U.S. District Judge Reed O’Connor denied a request from attorneys on behalf of the Justice Department to stay a February ruling that found interstate handgun purchase bans are unconstitutional.
The Citizens Committee for the Rights to Keep and Bear Arms originally brought the case, Mance v. Eric H. Holder and B. Todd Jones, last July. The group filed suit in the U.S. District Court for the Northern District of Texas, Fort Worth division, over the case of a couple from Washington, D.C. who tried to buy handguns from a federally licensed firearms dealer in Texas but could not due to federal law.
Under attack is the Federal Regulatory Regime set up by the Gun Control Act of 1968 that bars FFLs from selling handguns to potential eligible buyers who do not reside in the same state the dealer is located.
No such restriction applies to the interstate sale of rifles or shotguns.

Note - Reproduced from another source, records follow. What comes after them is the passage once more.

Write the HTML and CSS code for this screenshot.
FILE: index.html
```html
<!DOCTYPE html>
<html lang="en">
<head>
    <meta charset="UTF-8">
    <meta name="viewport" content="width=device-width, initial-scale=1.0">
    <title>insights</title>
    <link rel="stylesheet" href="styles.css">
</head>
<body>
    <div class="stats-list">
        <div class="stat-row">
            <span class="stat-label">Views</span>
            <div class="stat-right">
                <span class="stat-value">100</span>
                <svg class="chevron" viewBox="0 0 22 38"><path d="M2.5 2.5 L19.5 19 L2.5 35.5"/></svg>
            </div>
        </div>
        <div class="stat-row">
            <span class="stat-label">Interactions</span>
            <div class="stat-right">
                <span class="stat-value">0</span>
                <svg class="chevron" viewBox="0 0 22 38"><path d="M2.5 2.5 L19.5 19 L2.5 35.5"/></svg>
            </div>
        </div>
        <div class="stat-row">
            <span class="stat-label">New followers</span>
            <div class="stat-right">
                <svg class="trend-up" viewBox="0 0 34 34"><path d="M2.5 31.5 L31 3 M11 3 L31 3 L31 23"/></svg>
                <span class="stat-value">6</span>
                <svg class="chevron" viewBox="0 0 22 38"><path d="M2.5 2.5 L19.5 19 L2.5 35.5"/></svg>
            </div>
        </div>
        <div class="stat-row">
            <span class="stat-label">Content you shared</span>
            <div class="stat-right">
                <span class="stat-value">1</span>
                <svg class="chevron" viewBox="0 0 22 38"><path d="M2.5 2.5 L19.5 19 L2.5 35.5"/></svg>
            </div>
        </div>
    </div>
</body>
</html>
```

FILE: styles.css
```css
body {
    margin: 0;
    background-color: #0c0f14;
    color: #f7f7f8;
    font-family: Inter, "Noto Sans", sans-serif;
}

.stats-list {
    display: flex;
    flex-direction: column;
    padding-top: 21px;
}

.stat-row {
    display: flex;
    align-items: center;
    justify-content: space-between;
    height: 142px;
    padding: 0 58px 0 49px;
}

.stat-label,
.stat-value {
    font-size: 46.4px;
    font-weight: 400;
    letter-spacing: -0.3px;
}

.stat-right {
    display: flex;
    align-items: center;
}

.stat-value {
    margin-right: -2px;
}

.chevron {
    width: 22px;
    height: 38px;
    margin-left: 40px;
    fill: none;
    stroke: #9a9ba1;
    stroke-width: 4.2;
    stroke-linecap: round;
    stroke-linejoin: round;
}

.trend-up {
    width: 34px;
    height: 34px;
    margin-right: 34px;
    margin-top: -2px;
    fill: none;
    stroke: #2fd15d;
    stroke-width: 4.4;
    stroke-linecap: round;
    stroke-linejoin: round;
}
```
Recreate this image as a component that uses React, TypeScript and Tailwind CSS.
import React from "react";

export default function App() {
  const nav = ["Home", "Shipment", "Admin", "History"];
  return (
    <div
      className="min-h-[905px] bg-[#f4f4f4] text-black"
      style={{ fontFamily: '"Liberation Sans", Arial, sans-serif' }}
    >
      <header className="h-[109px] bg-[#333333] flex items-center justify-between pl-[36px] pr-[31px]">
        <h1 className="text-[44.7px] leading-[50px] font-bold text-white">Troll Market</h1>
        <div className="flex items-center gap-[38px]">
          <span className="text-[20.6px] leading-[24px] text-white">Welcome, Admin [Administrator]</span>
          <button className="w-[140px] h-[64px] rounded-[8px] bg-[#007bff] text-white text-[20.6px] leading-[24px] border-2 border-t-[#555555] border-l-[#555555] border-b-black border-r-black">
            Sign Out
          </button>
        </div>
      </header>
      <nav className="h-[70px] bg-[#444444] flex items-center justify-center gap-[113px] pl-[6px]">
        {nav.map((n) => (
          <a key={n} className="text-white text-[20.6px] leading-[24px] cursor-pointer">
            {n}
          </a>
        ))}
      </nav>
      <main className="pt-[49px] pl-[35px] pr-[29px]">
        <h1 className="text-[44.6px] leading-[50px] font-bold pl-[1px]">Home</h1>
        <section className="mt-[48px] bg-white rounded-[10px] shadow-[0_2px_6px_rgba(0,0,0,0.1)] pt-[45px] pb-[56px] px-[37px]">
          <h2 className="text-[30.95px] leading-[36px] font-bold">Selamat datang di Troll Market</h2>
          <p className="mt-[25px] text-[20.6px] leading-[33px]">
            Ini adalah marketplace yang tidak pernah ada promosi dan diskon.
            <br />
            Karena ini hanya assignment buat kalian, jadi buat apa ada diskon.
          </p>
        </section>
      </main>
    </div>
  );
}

The government filed a motion two days after the Mance judgment was handed down requesting a 60-day stay while Justice contemplated appeal options. Connor effectively told the government to either fish or cut bait Thursday in a simple order denying the motion.
This was greeted by suit plaintiffs with understated relief Monday.
“We’re delighted that Judge O’Connor is not going to simply allow the government to stall this ruling,” said CCRKBA Chairman Alan Gottlieb in a statement obtained by Guns.com. “This case could have significant ramifications nationwide, and allowing a two-month stay while the government essentially claims it will be thinking about whether to appeal obviously was not warranted.”
Besides the relief requested to be able to transfer handguns to visiting nonresidents, the Mance case further claims the prohibition prejudices handgun sales and artificially inflates prices as not all dealers are willing to perform interstate transfers, and when they do there is a fee involved.
Further, the additional cost of more expensive shipping options to overnight handguns, rather than the cheaper options for shipping long arms like shotguns and rifles, also add to the price.
Industry leaders cautioned that the fight, however, is not over.
“We are encouraged by this news because a right delayed is a right denied,” Larry Keane, general counsel for the National Shooting Sports Foundation told Guns.com Tuesday. “This case will now likely move to the appellate courts where NSSF will file an amicus brief on behalf of our industry in support of the holding in this case.”